Introducing the results first, we were able to speed up the total number of cycles of the pdti8 model from 179M to 48M, as shown in the featured image and the table below.

Person Detection int 8 Model Cycles Speedup
factor
Before After
1x1_conv 136M 22M 6.18
dw_conv 43M 26M 1.65
Total 179M 48M 3.73

In the Guide, the total number of cycles after acceleration is 86M, so it was possible to accelerate compared to this.
Also, when we previously benchmarked the GitHub proj/avg_pdti8 that is accelerating the pdti8 model, the total number of cycles was 67M, so the acceleration of dw_conv contributed to the result.

Software Specialization

As described in the Guide, software specializations are effective in accelerating the ML model.

The ConvPerChannel function of CONV_2D looks like this:

for (int batch = 0; batch < batches; ++batch) {
  for (int out_y = 0; out_y < output_height; ++out_y) {
    const int in_y_origin = (out_y * stride_height) - pad_height;
    for (int out_x = 0; out_x < output_width; ++out_x) {
      const int in_x_origin = (out_x * stride_width) - pad_width;
      for (int out_channel = 0; out_channel < output_depth; ++out_channel) {
        int32_t acc = 0;
        for (int filter_y = 0; filter_y < filter_height; ++filter_y) {
          const int in_y = in_y_origin + dilation_height_factor * filter_y;
          for (int filter_x = 0; filter_x < filter_width; ++filter_x) {
            const int in_x = in_x_origin + dilation_width_factor * filter_x;

            // Zero padding by omitting the areas outside the image.
            const bool is_point_inside_image =
                (in_x >= 0) && (in_x < input_width) && (in_y >= 0) &&
                (in_y < input_height);

            if (!is_point_inside_image) {
              continue;
            }

            for (int in_channel = 0; in_channel < input_depth; ++in_channel) {
              ...

In the ConvPerChannel1x1 function specialized for 1x1_conv, the filter size is 1×1, so loops and variables can be omitted, and the calculation of is_point_inside_image is not required, so the code is as follows.

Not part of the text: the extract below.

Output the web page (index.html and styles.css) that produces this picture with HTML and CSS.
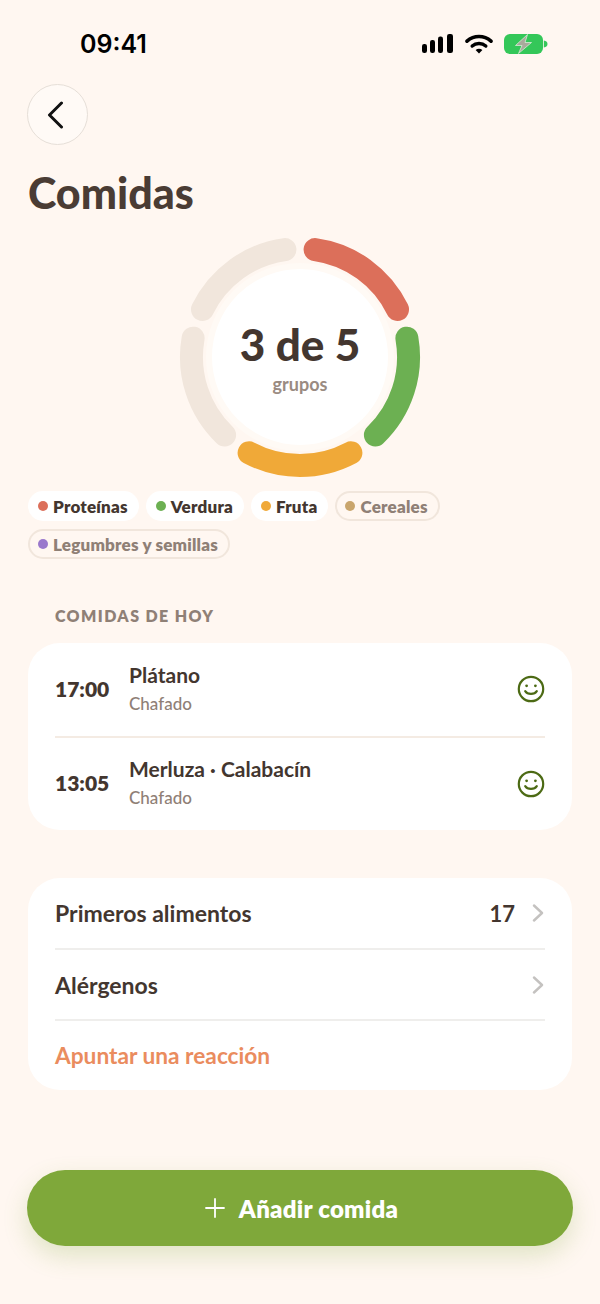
FILE: index.html
```html
<!DOCTYPE html>
<html lang="es">
<head>
    <meta charset="UTF-8">
    <meta name="viewport" content="width=device-width, initial-scale=1.0">
    <title>Comidas</title>
    <link rel="stylesheet" href="styles.css">
</head>
<body>
    <div id="maincont">
        <div class="statusbar">
            <span class="clock">09:41</span>
            <div class="statusicons">
                <svg width="32" height="20" viewBox="0 0 32 20"><rect x="0" y="10" width="5" height="9" rx="2.2"/><rect x="8" y="6" width="5" height="13" rx="2.2"/><rect x="16" y="2.5" width="5" height="16.5" rx="2.2"/><rect x="25" y="0" width="6" height="19" rx="2.2"/></svg>
                <svg width="28" height="20" viewBox="0 0 28 20"><path d="M2 7.2 C9 1 19 1 26 7.2" fill="none" stroke="#000" stroke-width="3.6" stroke-linecap="round"/><path d="M7.2 12 C11 8.6 17 8.6 20.8 12" fill="none" stroke="#000" stroke-width="3.4" stroke-linecap="round"/><path d="M10.6 16 C12.6 14.4 15.4 14.4 17.4 16 L14 19.6 Z"/></svg>
                <svg width="44" height="20" viewBox="0 0 44 20"><rect x="0" y="0" width="39" height="20" rx="6" fill="#34c759"/><path d="M39.8 6.5 C42.5 7 43.5 8.4 43.5 10 C43.5 11.6 42.5 13 39.8 13.5 Z" fill="#34c759"/><path d="M23.5 0.5 L11.5 11.5 L18 11.5 L14.5 19.5 L27.5 8.5 L21 8.5 Z" fill="#a9aa9c" stroke="#d5eed6" stroke-width="0.8"/></svg>
            </div>
        </div>

        <button class="backbtn">
            <svg width="20" height="28" viewBox="0 0 20 28"><path d="M15.5 2 L3.5 14 L15.5 26" fill="none" stroke="#111" stroke-width="3" stroke-linecap="round" stroke-linejoin="round"/></svg>
        </button>

        <h1 class="pagetitle">Comidas</h1>

        <div class="ringwrap">
            <svg class="ring" width="244" height="244" viewBox="0 0 244 244">
                <circle cx="122" cy="122" r="91" fill="#fff" stroke="#fffaf5" stroke-width="6"/>
                <g fill="none" stroke-width="23" stroke-linecap="round">
                    <path d="M137.1 14.6 A108.5 108.5 0 0 1 219.5 74.4" stroke="#dc6f5a"/>
                    <path d="M228.9 103.2 A108.5 108.5 0 0 1 197.4 200" stroke="#6cb052"/>
                    <path d="M172.9 217.8 A108.5 108.5 0 0 1 71.1 217.8" stroke="#f0a938"/>
                    <path d="M46.6 200 A108.5 108.5 0 0 1 15.1 103.2" stroke="#f1e6dc"/>
                    <path d="M24.5 74.4 A108.5 108.5 0 0 1 106.9 14.6" stroke="#f1e6dc"/>
                </g>
            </svg>
            <div class="ringlabel">
                <div class="ringcount">3 de 5</div>
                <div class="ringsub">grupos</div>
            </div>
        </div>

        <div class="chips">
            <span class="chip"><i class="dot red"></i>Proteínas</span>
            <span class="chip"><i class="dot green"></i>Verdura</span>
            <span class="chip"><i class="dot orange"></i>Fruta</span>
            <span class="chip off"><i class="dot tan"></i>Cereales</span>
            <span class="chip off"><i class="dot purple"></i>Legumbres y semillas</span>
        </div>

        <p class="sectionlabel">COMIDAS DE HOY</p>

        <div class="card meals">
            <div class="meal">
                <span class="mealtime">17:00</span>
                <div class="mealinfo">
                    <span class="mealname">Plátano</span>
                    <span class="mealnote">Chafado</span>
                </div>
                <svg class="smile" width="28" height="28" viewBox="0 0 28 28"><circle cx="14" cy="14" r="12.2" fill="none" stroke="#4c6a14" stroke-width="2.2"/><circle cx="9.6" cy="10.8" r="1.4" fill="#4c6a14"/><circle cx="18.4" cy="10.8" r="1.4" fill="#4c6a14"/><path d="M8.2 16.2 C10.5 19.8 17.5 19.8 19.8 16.2" fill="none" stroke="#4c6a14" stroke-width="2.2" stroke-linecap="round"/></svg>
            </div>
            <div class="meal">
                <span class="mealtime">13:05</span>
                <div class="mealinfo">
                    <span class="mealname">Merluza · Calabacín</span>
                    <span class="mealnote">Chafado</span>
                </div>
                <svg class="smile" width="28" height="28" viewBox="0 0 28 28"><circle cx="14" cy="14" r="12.2" fill="none" stroke="#4c6a14" stroke-width="2.2"/><circle cx="9.6" cy="10.8" r="1.4" fill="#4c6a14"/><circle cx="18.4" cy="10.8" r="1.4" fill="#4c6a14"/><path d="M8.2 16.2 C10.5 19.8 17.5 19.8 19.8 16.2" fill="none" stroke="#4c6a14" stroke-width="2.2" stroke-linecap="round"/></svg>
            </div>
        </div>

        <div class="card links">
            <div class="linkrow">
                <span class="linktext">Primeros alimentos</span>
                <span class="linkcount">17</span>
                <svg class="chev" width="12" height="18" viewBox="0 0 12 18"><path d="M2 1.5 L10 9 L2 16.5" fill="none" stroke="#c4c2c0" stroke-width="2.4" stroke-linecap="round" stroke-linejoin="round"/></svg>
            </div>
            <div class="linkrow">
                <span class="linktext">Alérgenos</span>
                <svg class="chev" width="12" height="18" viewBox="0 0 12 18"><path d="M2 1.5 L10 9 L2 16.5" fill="none" stroke="#c4c2c0" stroke-width="2.4" stroke-linecap="round" stroke-linejoin="round"/></svg>
            </div>
            <div class="linkrow">
                <span class="linktext accent">Apuntar una reacción</span>
            </div>
        </div>

        <button class="addbtn">
            <svg width="20" height="20" viewBox="0 0 20 20"><path d="M10 1 V19 M1 10 H19" stroke="#fff" stroke-width="1.8" stroke-linecap="round"/></svg>
            Añadir comida
        </button>
    </div>
</body>
</html>
```

FILE: styles.css
```css
*{
    font-family: 'Lato', 'Noto Sans', sans-serif;
    box-sizing: border-box;
}

body{
    margin: 0;
    background-color: #fff7f1;
}

#maincont{
    width: 600px;
    height: 1304px;
    padding: 0 27px;
    overflow: hidden;
}

.statusbar{
    display: flex;
    justify-content: space-between;
    align-items: center;
    height: 34px;
    margin-top: 27px;
    padding: 0 25px 0 53px;
}

.clock{
    font-family: 'Inter', sans-serif;
    font-size: 25px;
    font-weight: 600;
    color: #000;
}

.statusicons{
    display: flex;
    align-items: center;
    gap: 11px;
}

.backbtn{
    display: flex;
    align-items: center;
    justify-content: center;
    width: 61px;
    height: 61px;
    margin-top: 23px;
    padding: 0 4px 0 0;
    border: 1px solid #e6dfd8;
    border-radius: 50%;
    background-color: #fffaf6;
}

.pagetitle{
    margin: 26px 0 0 1px;
    font-size: 43px;
    line-height: 44px;
    font-weight: 900;
    color: #4a3c34;
}

.ringwrap{
    display: grid;
    justify-content: center;
    align-items: center;
    margin-top: 20px;
}

.ring, .ringlabel{
    grid-area: 1 / 1;
}

.ringlabel{
    text-align: center;
}

.ringcount{
    font-size: 44px;
    line-height: 50px;
    font-weight: 900;
    color: #43362f;
}

.ringsub{
    margin-top: 4px;
    font-size: 18px;
    line-height: 22px;
    font-weight: 700;
    color: #9a8b82;
}

.chips{
    display: flex;
    flex-wrap: wrap;
    gap: 8px 7px;
    margin: 12px 0 0 1px;
    width: 500px;
}

.chip{
    display: flex;
    align-items: center;
    gap: 5px;
    height: 30px;
    padding: 0 11px 0 10px;
    border-radius: 15px;
    background-color: #fff;
    font-size: 17px;
    letter-spacing: 0.2px;
    font-weight: 800;
    color: #43362f;
}

.chip.off{
    background-color: transparent;
    border: 2px solid #f1e6dc;
    padding: 0 10px 0 8px;
    color: #8f8076;
}

.dot{
    width: 10px;
    height: 10px;
    border-radius: 50%;
}
.red{ background-color: #dc6f5a; }
.green{ background-color: #6cb052; }
.orange{ background-color: #f0a938; }
.tan{ background-color: #c9a56c; }
.purple{ background-color: #9a78cc; }

.sectionlabel{
    margin: 47px 0 0 28px;
    font-size: 16px;
    line-height: 20px;
    font-weight: 800;
    letter-spacing: 1.4px;
    color: #8f8076;
}

.card{
    width: 544px;
    margin-left: 1px;
    padding: 0 27px;
    border-radius: 32px;
    background-color: #fff;
}

.meals{
    margin-top: 17px;
}

.meal{
    display: flex;
    align-items: center;
    height: 92.5px;
}

.meal + .meal{
    height: 94.5px;
    border-top: 2px solid #f4ebe3;
}

.mealtime{
    width: 74px;
    padding-bottom: 2px;
    font-size: 21px;
    font-weight: 800;
    color: #43362f;
}

.mealinfo{
    display: flex;
    flex-direction: column;
    flex: 1;
    gap: 6px;
    padding-bottom: 3px;
}

.mealname{
    font-size: 21px;
    line-height: 26px;
    font-weight: 700;
    color: #43362f;
}

.mealnote{
    font-size: 17px;
    line-height: 20px;
    font-weight: 500;
    color: #8f8076;
}

.links{
    margin-top: 48px;
}

.linkrow{
    display: flex;
    align-items: center;
    height: 71px;
}

.linkrow:first-child{
    height: 70px;
}

.linkrow + .linkrow{
    border-top: 2px solid #efeeec;
}

.linktext{
    flex: 1;
    font-size: 23px;
    font-weight: 700;
    color: #43362f;
}

.linktext.accent{
    font-size: 22.7px;
    color: #ea8c5e;
}

.linkcount{
    margin-right: 17px;
    font-size: 22px;
    font-weight: 700;
    color: #43362f;
}

.chev{
    margin-right: 1px;
}

.addbtn{
    display: flex;
    align-items: center;
    justify-content: center;
    gap: 14px;
    width: 546px;
    height: 76px;
    margin-top: 80px;
    padding: 0 0 0 3px;
    border: none;
    border-radius: 38px;
    background-color: #7fa83a;
    box-shadow: 0 10px 24px rgba(127, 168, 58, 0.24);
    font-size: 24px;
    letter-spacing: 0.25px;
    font-weight: 800;
    color: #fff;
}
```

for (int batch = 0; batch < batches; ++batch) {
  for (int y = 0; y < output_height; ++y) {
    for (int x = 0; x < output_width; ++x) {
      for (int out_channel = 0; out_channel < output_depth; ++out_channel) {
        int32_t acc = 0;
        for (int in_channel = 0; in_channel < input_depth; ++in_channel) {
          ...

CFU Optimization

As an example of CFU optimization, a SIMD multiply-accumulate (MAC) custom instruction introduced in the Guide has the following input/output.

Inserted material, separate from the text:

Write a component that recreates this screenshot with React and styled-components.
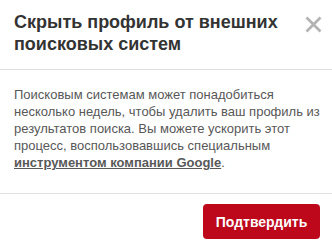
import styled, { createGlobalStyle } from "styled-components";

const GlobalStyle = createGlobalStyle`
  body {
    margin: 0;
    background: #fff;
    font-family: "Liberation Sans", Arial, sans-serif;
  }
`;

const Modal = styled.div`
  width: 332px;
  background: #fff;
`;

const Header = styled.div`
  display: flex;
  justify-content: space-between;
  align-items: flex-start;
  box-sizing: border-box;
  height: 70px;
  padding: 11px 10px 0 14px;
  border-bottom: 1px solid #e0e0e0;
`;

const Title = styled.h1`
  margin: 0;
  font-size: 18px;
  line-height: 22px;
  font-weight: bold;
  color: #333;
  width: 270px;
`;

const CloseButton = styled.button`
  border: none;
  background: transparent;
  padding: 0;
  margin-top: 5px;
  cursor: pointer;
  display: flex;
`;

const Body = styled.div`
  padding: 16px 8px 22px 14px;
  border-bottom: 1px solid #e0e0e0;
`;

const Text = styled.p`
  margin: 0;
  font-size: 13px;
  line-height: 17px;
  color: #585858;
`;

const Link = styled.a`
  font-weight: bold;
  color: #585858;
  text-decoration: underline;
`;

const Footer = styled.div`
  display: flex;
  justify-content: flex-end;
  padding: 10px 12px;
`;

const ConfirmButton = styled.button`
  background: #bd081c;
  color: #fff;
  border: none;
  border-radius: 4px;
  height: 35px;
  width: 117px;
  font-family: inherit;
  font-size: 14px;
  font-weight: bold;
  cursor: pointer;
`;

export default function App() {
  return (
    <>
      <GlobalStyle />
      <Modal>
        <Header>
          <Title>Скрыть профиль от внешних поисковых систем</Title>
          <CloseButton aria-label="Закрыть">
            <svg width="17" height="17" viewBox="0 0 17 17">
              <path
                d="M1.5 1.5L15.5 15.5M15.5 1.5L1.5 15.5"
                stroke="#b3b3b3"
                strokeWidth="2.7"
              />
            </svg>
          </CloseButton>
        </Header>
        <Body>
          <Text>
            Поисковым системам может понадобиться несколько недель, чтобы
            удалить ваш профиль из результатов поиска. Вы можете ускорить этот
            процесс, воспользовавшись специальным{" "}
            <Link href="#">инструментом компании Google</Link>.
          </Text>
        </Body>
        <Footer>
          <ConfirmButton>Подтвердить</ConfirmButton>
        </Footer>
      </Modal>
    </>
  );
}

              int8_t           int8_t           int8_t           int8_t
         +----------------+----------------+----------------+----------------+
   in0 = | input_data[0]  | input_data[1]  | input_data[2]  | input_data[3]  |
         +----------------+----------------+----------------+----------------+

              int8_t           int8_t           int8_t           int8_t
         +----------------+----------------+----------------+----------------+
   in1 = | filter_data[0] | filter_data[1] | filter_data[2] | filter_data[3] |
         +----------------+----------------+----------------+----------------+

                                        int32_t
         +-------------------------------------------------------------------+
output = | output + (input_data[0, 1, 2, 3] + 128) * filter_data[0, 1, 2, 3] |
         +-------------------------------------------------------------------+

In addition, funct3 and funct7 are assigned to 2 and 1, respectively.

The inner loop of the original ConvPerChannel function looks like this:

for (int in_channel = 0; in_channel < input_depth; ++in_channel) {
  int32_t input_val = input_data[Offset(
      input_shape, batch, in_y, in_x, in_channel)];
  int32_t filter_val = filter_data[Offset(
      filter_shape, out_channel, filter_y, filter_x, in_channel)];
  acc += filter_val * (input_val + input_offset);
}

The inner loop of the ConvPerChannel1x1 function specialized for 1x1_conv corresponding to the above is as follows.

for (int in_channel = 0; in_channel < input_depth; in_channel += 4) {
  uint32_t input_val_4 = *((uint32_t*)(input_data + Offset(
      input_shape, batch, y, x, in_channel)));
  uint32_t filter_val_4 = *((uint32_t*)(filter_data + Offset(
      filter_shape, out_channel, 0, 0, in_channel)));
  acc = cfu_op2(1, input_val_4, filter_val_4);
}

In the case of 1x1_conv, since TFLM is the channel last, input_data and filter_data of int8_t can be accessed consecutively.

Summary

We have built an ML accelerator on an Arty A7-35T using CFU Playground.
The ML accelerator can perform inference of the Person Detection int 8 model called pdti8 in 48M cycles.